The central fallacy in all the arguments put forward, however, is that they all accept the current judges are doing an excellent job. Neither Lord Falconer, Lord Collins nor The Times argue that a more 'diverse' judiciary would do it any better. The Times leader, for example, is unequivocal: 'The current ranks of the judiciary include some of the best minds of a generation' yet still nods in agreement that judges ought 'to look and sound more like the people coming up in front of them'.

Lord Falconer, too, perfectly encapsulates the idiocy behind the whole argument by opening his column with: 'Our judges are honest and of high quality. But they do not reflect the society they judge'. Through the entire newspaper, not one person gives a rational reason for why the composition of the judiciary ought to change. They push for it merely for the sake of it; because, in the lexicon of today's establishment, the words 'diversity' and 'representative' have become synonymous with 'good' while 'elitism', 'white' and 'male' have come to represent all that is evil.

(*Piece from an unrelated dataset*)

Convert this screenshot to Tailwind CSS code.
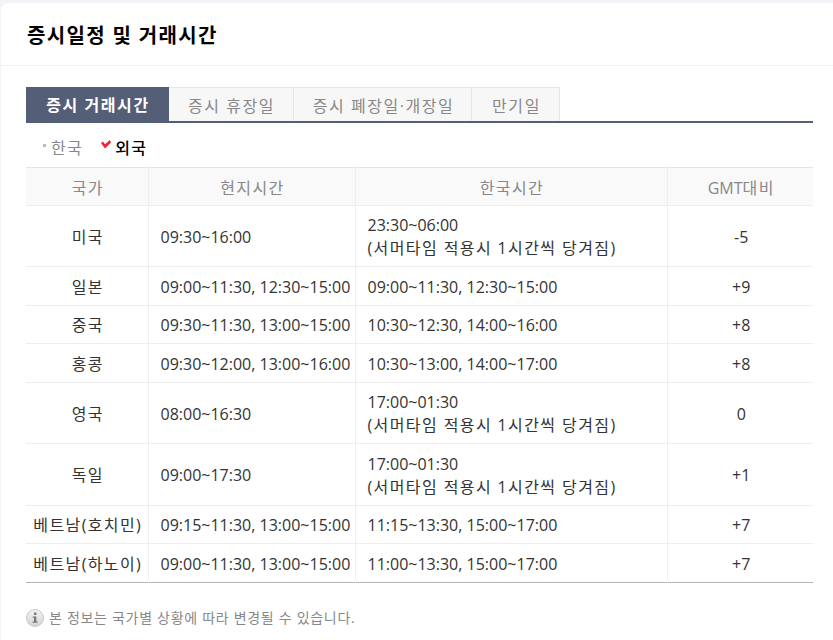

The argument, of course, then boils down to this; we should not choose individuals purely on the basis of their competence, suitability and excellence in their field but on the chromosomes they were born with, the colour of their skin and who their father was; that all high offices of state must become microcosms of the wider population for no other reason than 'because'. As former Lord Chancellor, Lord Mackay, adds: 'It does no good to the wider system if you appoint someone to improve diversity but they are not up to it.'

One would hope sense will be seen before any real damage can be done. Baroness Jay, who is chairing the inquiry into just why the judiciary is staffed by such highly-educated and successful judges, appears to subconsciously agree with me, writing: 'The judiciary is one of the three power bases on which our whole system of government depends. But a judiciary is only as good as the people appointed to its most senior positions.' I can think of no better reason to keep things exactly as they are, your ladyship.